Gradually, their perception evolves. One day, Bitcoin ceases to be simply a speculative investment. It becomes a conviction. This process is slow, but extremely powerful. Because when a technology is adopted out of conviction rather than as a fad, its implementation becomes much more sustainable. Adoption data reflects this dynamic. The number of Bitcoin users continues to grow by about fifteen percent per year. At this rate, the user base roughly doubles every four years. In the world of digital applications, this figure may seem modest. But in the monetary sphere, it is exceptional. Traditional monetary systems typically evolve over centuries. Bitcoin could achieve significant global adoption in a matter of decades.
On the scale of economic history, this would be almost instantaneous. This progression follows a trajectory that mathematicians call a power law. At first, growth appears slow. Then it gradually accelerates as the network expands. Each new user increases the network's value for others. This dynamic creates a cumulative effect. The larger the network grows, the more attractive it becomes. This mechanism explains Bitcoin's spectacular long-term price growth. Historically, its value has increased by an average of about forty percent per year, despite periods of sometimes extreme volatility. These fluctuations are part of the process. Bitcoin remains a young asset. Cycles of rise and fall are inevitable during a price discovery phase.

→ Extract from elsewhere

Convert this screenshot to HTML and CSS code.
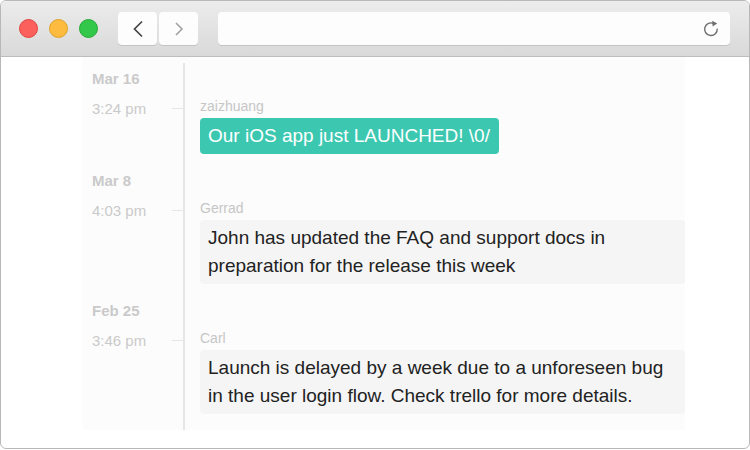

Each cycle attracts new participants, then eliminates speculative excesses before preparing for the next phase. According to Fred Krueger, current movements could signal the start of a new phase. Global liquidity is beginning to increase again. Historically, this type of environment favors risky assets. In this context, Bitcoin occupies a unique position. It is both a technological and a monetary asset. When global liquidity increases, some capital naturally seeks opportunities to capture this monetary expansion. Bitcoin then appears as a logical destination. This movement often repeats itself according to a familiar sequence. Bitcoin attracts capital first. Then, in a second phase, the rest of the crypto market begins to gain momentum.
It's usually at this point that prices accelerate. But beyond these speculative cycles, something deeper is happening. Bitcoin isn't simply existing as a financial asset. It's introducing a second monetary system. A parallel system. In this possible future, national currencies will continue to exist. Dollars, euros, or yen will still be used for everyday transactions. But alongside them, another monetary standard could gradually emerge. A standard based on satoshis. Over time, some prices might begin to be expressed in this unit. And when prices switch to a new unit of reference, the entire monetary system slowly begins to transform. This transition will likely take decades.
Perhaps forty years. But in history books, this transformation might appear surprisingly rapid. A protocol published in 2008 could become a major component of the global monetary system before the middle of the century. And if this trajectory continues, current market fluctuations may one day appear as the first tremors of a much deeper monetary revolution. A silent revolution. A revolution that is not taking place in political speeches or in central banks. But in the code. In the blocks. And in the individual decisions of millions of people who are gradually choosing to place some of their trust in a monetary system that belongs to no one.